The US Labor Department also said that Hurricane Beryl, which made landfall in Texas on July 8, had “no discernible effect” on the data.

“There’s no silver lining anywhere as far as I can tell. They say they didn’t have any kind of hurricane effects, and if they did, it’s not enough to offset the degree of softness that we’re seeing,” said Steve Englander, head of global G10 FX research at Standard Chartered’s New York Branch.

A cut of at least 25 basis points is fully priced in for September and more than 100 basis points of easing is now expected by year-end.

The Fed kept interest rates unchanged at the conclusion of its two-day meeting on Wednesday and Fed Chair Jerome Powell said that interest rates could be cut as soon as September if the US economy follows its expected path.
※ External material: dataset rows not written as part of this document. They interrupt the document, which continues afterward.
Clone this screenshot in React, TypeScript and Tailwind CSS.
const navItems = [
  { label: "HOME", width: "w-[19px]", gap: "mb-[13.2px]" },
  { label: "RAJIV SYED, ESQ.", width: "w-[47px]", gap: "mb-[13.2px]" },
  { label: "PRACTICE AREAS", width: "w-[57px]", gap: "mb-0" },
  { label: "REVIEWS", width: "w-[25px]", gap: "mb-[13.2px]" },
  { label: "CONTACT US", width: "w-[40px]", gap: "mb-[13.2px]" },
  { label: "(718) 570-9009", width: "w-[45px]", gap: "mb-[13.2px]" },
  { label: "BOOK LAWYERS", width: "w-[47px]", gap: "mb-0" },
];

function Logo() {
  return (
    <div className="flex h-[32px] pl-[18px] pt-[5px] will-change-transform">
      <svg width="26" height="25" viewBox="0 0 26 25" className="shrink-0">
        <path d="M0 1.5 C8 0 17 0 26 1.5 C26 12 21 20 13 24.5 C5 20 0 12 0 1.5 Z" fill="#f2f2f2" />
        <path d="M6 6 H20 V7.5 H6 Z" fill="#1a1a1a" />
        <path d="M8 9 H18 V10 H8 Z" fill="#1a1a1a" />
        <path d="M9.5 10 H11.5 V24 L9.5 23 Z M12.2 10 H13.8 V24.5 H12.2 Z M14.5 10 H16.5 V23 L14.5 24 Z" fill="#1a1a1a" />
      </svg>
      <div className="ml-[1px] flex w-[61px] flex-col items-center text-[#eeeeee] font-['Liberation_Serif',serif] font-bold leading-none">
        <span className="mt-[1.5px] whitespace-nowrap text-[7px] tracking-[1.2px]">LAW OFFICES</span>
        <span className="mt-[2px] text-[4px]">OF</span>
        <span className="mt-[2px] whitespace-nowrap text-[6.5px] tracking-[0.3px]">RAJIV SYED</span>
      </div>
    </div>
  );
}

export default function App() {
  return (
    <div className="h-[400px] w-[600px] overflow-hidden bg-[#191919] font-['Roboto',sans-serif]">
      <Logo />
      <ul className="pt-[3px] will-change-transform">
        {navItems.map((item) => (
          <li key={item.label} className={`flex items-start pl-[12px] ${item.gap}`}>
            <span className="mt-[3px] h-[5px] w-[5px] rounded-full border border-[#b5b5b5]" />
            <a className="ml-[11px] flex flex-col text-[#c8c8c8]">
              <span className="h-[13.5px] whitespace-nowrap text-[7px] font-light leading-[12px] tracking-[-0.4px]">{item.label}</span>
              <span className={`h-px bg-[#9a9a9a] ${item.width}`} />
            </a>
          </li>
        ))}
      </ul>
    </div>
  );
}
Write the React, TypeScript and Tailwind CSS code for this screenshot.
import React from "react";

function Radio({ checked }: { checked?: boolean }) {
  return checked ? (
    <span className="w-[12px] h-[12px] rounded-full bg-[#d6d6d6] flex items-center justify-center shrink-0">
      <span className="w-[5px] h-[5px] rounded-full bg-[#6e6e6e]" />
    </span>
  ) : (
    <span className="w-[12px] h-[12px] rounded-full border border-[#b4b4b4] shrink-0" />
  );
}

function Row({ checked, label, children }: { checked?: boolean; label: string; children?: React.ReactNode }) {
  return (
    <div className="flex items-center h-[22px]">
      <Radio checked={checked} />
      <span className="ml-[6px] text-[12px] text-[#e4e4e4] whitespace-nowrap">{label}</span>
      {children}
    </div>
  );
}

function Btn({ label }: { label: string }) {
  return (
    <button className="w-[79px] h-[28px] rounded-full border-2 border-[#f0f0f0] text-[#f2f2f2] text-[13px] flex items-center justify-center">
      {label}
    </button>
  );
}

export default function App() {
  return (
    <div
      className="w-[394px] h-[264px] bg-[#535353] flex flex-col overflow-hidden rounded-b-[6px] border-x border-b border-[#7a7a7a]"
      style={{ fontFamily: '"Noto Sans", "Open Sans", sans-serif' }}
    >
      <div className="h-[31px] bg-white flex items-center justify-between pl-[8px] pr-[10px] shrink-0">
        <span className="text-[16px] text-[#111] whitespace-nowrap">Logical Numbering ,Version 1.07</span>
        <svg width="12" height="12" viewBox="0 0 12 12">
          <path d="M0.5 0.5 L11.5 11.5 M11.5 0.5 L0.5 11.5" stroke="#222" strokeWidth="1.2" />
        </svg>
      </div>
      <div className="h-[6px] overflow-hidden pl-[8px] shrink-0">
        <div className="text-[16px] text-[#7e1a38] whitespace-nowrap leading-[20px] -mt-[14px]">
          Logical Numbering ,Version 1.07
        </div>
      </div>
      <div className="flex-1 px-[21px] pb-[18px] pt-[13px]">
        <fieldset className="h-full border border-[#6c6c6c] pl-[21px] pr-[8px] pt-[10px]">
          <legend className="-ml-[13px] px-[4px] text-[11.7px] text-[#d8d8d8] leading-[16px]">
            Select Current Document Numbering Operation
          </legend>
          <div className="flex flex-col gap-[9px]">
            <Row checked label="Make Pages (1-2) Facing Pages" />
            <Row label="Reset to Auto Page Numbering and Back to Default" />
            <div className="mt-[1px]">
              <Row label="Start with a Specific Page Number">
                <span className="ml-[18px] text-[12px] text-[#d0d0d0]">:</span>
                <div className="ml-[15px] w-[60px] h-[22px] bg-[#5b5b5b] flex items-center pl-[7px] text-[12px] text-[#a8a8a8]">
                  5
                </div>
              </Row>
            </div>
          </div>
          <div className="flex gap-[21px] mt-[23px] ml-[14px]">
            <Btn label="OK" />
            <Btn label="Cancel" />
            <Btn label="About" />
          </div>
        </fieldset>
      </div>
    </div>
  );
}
Softer jobs data, a weak manufacturing report and some disappointing corporate earnings outlooks in recent days have increased fears that the economy is worsening at a faster pace.

But despite Friday’s weak jobs report, Englander notes that “most of the other indicators are not consistent with a really sharp slowdown at the moment... Everything is soft, but nothing is catastrophically soft.” New economic releases will now be even more closely watched for confirmation on whether the growth outlook is as bad as feared.
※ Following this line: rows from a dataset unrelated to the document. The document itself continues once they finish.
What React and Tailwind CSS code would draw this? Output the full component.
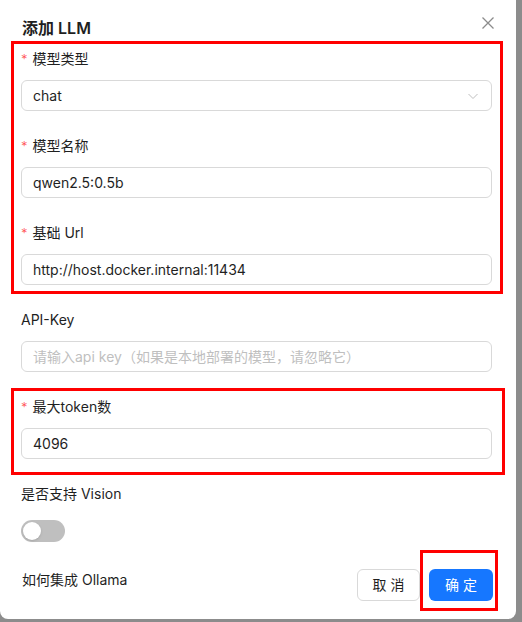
import { useState } from 'react'

const font = { fontFamily: 'Inter, "Noto Sans CJK SC", sans-serif' }

function Label({ required, children }) {
  return (
    <div className="h-[22px] mb-[10px] flex items-center text-sm text-[#1f1f1f]">
      {required && <span className="text-[#ff4d4f] mr-[5px] text-[13px] leading-none font-light">*</span>}
      {children}
    </div>
  )
}

function Field({ label, required, value, placeholder, select }) {
  return (
    <div className="mb-[24px]">
      <Label required={required}>{label}</Label>
      <div className="h-[31px] rounded-md border border-[#d9d9d9] bg-white flex items-center px-[11px] text-sm">
        {value ? (
          <span className="text-[#1f1f1f] flex-1">{value}</span>
        ) : (
          <span className="text-[#bfbfbf] flex-1">{placeholder}</span>
        )}
        {select && (
          <svg width="12" height="12" viewBox="0 0 12 12" className="mr-[1px]">
            <path d="M1.5 4 L6 8.5 L10.5 4" fill="none" stroke="#bfbfbf" strokeWidth="1" />
          </svg>
        )}
      </div>
    </div>
  )
}

// red annotation frame drawn over a group of fields
function Marked({ children, className }) {
  return (
    <div className="relative flow-root">
      {children}
      <div className={`absolute border-[3px] border-[#ff0000] pointer-events-none ${className}`} />
    </div>
  )
}

export default function App() {
  const [vision, setVision] = useState(false)

  return (
    <div className="w-[522px] h-[622px] bg-[#8c8c8c] overflow-hidden" style={font}>
      <div className="w-[516px] h-[619px] bg-white rounded-b-lg pl-[21px] pr-[24px] pt-[17px]">
        <div className="flex items-start justify-between h-[22px]">
          <h2 className="text-base font-semibold text-[#1f1f1f] leading-[22px] pl-[1px]">添加 LLM</h2>
          <svg width="14" height="14" viewBox="0 0 14 14" className="-mt-[1px] -mr-[3px]">
            <path d="M1.5 1.5 L12.5 12.5 M12.5 1.5 L1.5 12.5" stroke="#8c8c8c" strokeWidth="1.3" />
          </svg>
        </div>

        <div className="mt-[9px]">
          <Marked className="-top-[7px] -left-[10px] -right-[11px] bottom-[15px]">
            <Field label="模型类型" required value="chat" select />
            <Field label="模型名称" required value="qwen2.5:0.5b" />
            <Field label="基础 Url" required value="http://host.docker.internal:11434" />
          </Marked>

          <Field label="API-Key" placeholder="请输入api key（如果是本地部署的模型，请忽略它）" />

          <Marked className="-top-[8px] -left-[10px] -right-[13px] bottom-[8px]">
            <Field label="最大token数" required value="4096" />
          </Marked>

          <div className="mb-[23px]">
            <Label>是否支持 Vision</Label>
            <div className="h-[31px] flex items-center">
              <button
                onClick={() => setVision(!vision)}
                className={`w-[44px] h-[22px] rounded-full p-[2px] flex ${vision ? 'bg-[#1677ff] justify-end' : 'bg-[#bfbfbf] justify-start'}`}
              >
                <span className="w-[18px] h-[18px] rounded-full bg-white shadow-sm" />
              </button>
            </div>
          </div>

          <div className="flex items-start justify-between">
            <div className="h-[22px] leading-[22px] text-sm text-[#1f1f1f] pl-[1px]">如何集成 Ollama</div>
            <div className="flex items-center gap-[9px] -mr-[1px]">
              <button className="w-[63px] h-[32px] rounded-md border border-[#d9d9d9] bg-white text-sm text-[#1f1f1f] tracking-[4px] pl-[4px]">
                取消
              </button>
              <div className="relative">
                <button className="w-[64px] h-[32px] rounded-md bg-[#1677ff] text-sm text-white tracking-[4px] pl-[4px]">
                  确定
                </button>
                <div className="absolute -top-[19px] -left-[9px] -right-[5px] -bottom-[10px] border-[3px] border-[#ff0000] pointer-events-none" />
              </div>
            </div>
          </div>
        </div>
      </div>
    </div>
  )
}
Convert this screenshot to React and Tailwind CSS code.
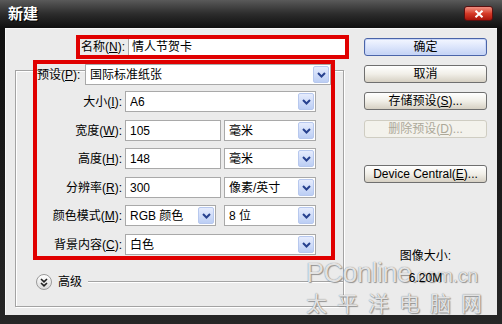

The dollar index was last down 1.13% at 103.18 and got as low as 103.16, the lowest since March 14. It is the largest one-day percentage drop since November.

The euro gained 1.16% to $1.0916 and reached $1.09175, the highest since July 18.

The greenback weakened 1.71% to 146.8 Japanese yen and got as low as 146.75, the lowest since March 12.

The yen has gained since hitting a 38-year low of 161.96 against the dollar on July 3, boosted by interventions by Japanese authorities and traders unwinding carry trades in which they were short the yen and long US dollar assets.

It got an extra boost on Wednesday when the Bank of Japan hiked rates to 0.25%, the highest since 2008.

The Japanese yen and Swiss franc were also boosted by safe haven demand amid the stocks selloff and geopolitical concerns.

The funeral of Hamas leader Ismail Haniyeh took place in Qatar on Friday following his assassination two days ago in Iran’s capital Tehran, which investors worry may lead to a widening conflict in the Middle East.

The dollar weakened 1.46% to 0.86 Swiss franc.

Sterling strengthened 0.64% to $1.282, bouncing back from losses on Thursday when the Bank of England cut interest rates from a 16-year high. In cryptocurrencies, bitcoin fell 1.20% to $63,885.